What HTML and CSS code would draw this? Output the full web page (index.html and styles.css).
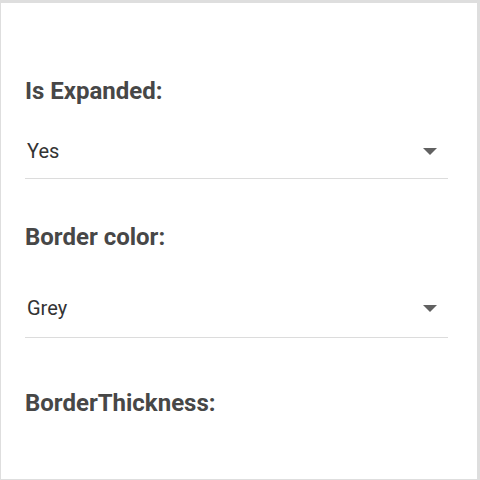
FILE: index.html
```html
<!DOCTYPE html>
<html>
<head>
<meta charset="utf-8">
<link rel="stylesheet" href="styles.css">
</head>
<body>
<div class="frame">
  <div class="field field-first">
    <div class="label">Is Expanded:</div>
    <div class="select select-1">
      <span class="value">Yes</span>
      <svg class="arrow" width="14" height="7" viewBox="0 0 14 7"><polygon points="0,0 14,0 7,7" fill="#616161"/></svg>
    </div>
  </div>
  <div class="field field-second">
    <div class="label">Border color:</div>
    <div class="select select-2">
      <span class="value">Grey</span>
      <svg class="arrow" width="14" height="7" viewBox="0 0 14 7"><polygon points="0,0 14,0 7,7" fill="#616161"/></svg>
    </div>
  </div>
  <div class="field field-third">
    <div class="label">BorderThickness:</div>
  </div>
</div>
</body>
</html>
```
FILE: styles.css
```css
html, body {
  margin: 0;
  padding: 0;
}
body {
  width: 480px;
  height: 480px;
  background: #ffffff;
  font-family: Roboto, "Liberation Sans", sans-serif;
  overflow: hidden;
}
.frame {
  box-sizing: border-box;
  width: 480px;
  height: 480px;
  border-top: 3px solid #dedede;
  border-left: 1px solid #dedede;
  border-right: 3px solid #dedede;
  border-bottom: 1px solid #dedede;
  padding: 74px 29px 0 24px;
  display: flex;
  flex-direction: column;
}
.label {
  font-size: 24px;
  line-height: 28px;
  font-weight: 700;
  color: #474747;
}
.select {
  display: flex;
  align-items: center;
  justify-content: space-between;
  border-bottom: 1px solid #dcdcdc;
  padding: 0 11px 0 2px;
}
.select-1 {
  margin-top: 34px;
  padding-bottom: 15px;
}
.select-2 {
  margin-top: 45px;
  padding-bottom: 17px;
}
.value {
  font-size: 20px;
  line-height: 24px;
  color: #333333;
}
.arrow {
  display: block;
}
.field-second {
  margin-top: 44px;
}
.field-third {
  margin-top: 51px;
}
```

---------------

■ **Set problem**: Transcribe the material exactly, and leave out whatever pictures it holds.

■ **Result of the exercise**:
What HTML and CSS code would draw this? Output the full web page (index.html and styles.css).
FILE: index.html
```html
<!DOCTYPE html>
<html>
<head>
<meta charset="utf-8">
<link rel="stylesheet" href="styles.css">
</head>
<body>
<div class="frame">
  <div class="field field-first">
    <div class="label">Is Expanded:</div>
    <div class="select select-1">
      <span class="value">Yes</span>
      <svg class="arrow" width="14" height="7" viewBox="0 0 14 7"><polygon points="0,0 14,0 7,7" fill="#616161"/></svg>
    </div>
  </div>
  <div class="field field-second">
    <div class="label">Border color:</div>
    <div class="select select-2">
      <span class="value">Grey</span>
      <svg class="arrow" width="14" height="7" viewBox="0 0 14 7"><polygon points="0,0 14,0 7,7" fill="#616161"/></svg>
    </div>
  </div>
  <div class="field field-third">
    <div class="label">BorderThickness:</div>
  </div>
</div>
</body>
</html>
```
FILE: styles.css
```css
html, body {
  margin: 0;
  padding: 0;
}
body {
  width: 480px;
  height: 480px;
  background: #ffffff;
  font-family: Roboto, "Liberation Sans", sans-serif;
  overflow: hidden;
}
.frame {
  box-sizing: border-box;
  width: 480px;
  height: 480px;
  border-top: 3px solid #dedede;
  border-left: 1px solid #dedede;
  border-right: 3px solid #dedede;
  border-bottom: 1px solid #dedede;
  padding: 74px 29px 0 24px;
  display: flex;
  flex-direction: column;
}
.label {
  font-size: 24px;
  line-height: 28px;
  font-weight: 700;
  color: #474747;
}
.select {
  display: flex;
  align-items: center;
  justify-content: space-between;
  border-bottom: 1px solid #dcdcdc;
  padding: 0 11px 0 2px;
}
.select-1 {
  margin-top: 34px;
  padding-bottom: 15px;
}
.select-2 {
  margin-top: 45px;
  padding-bottom: 17px;
}
.value {
  font-size: 20px;
  line-height: 24px;
  color: #333333;
}
.arrow {
  display: block;
}
.field-second {
  margin-top: 44px;
}
.field-third {
  margin-top: 51px;
}
```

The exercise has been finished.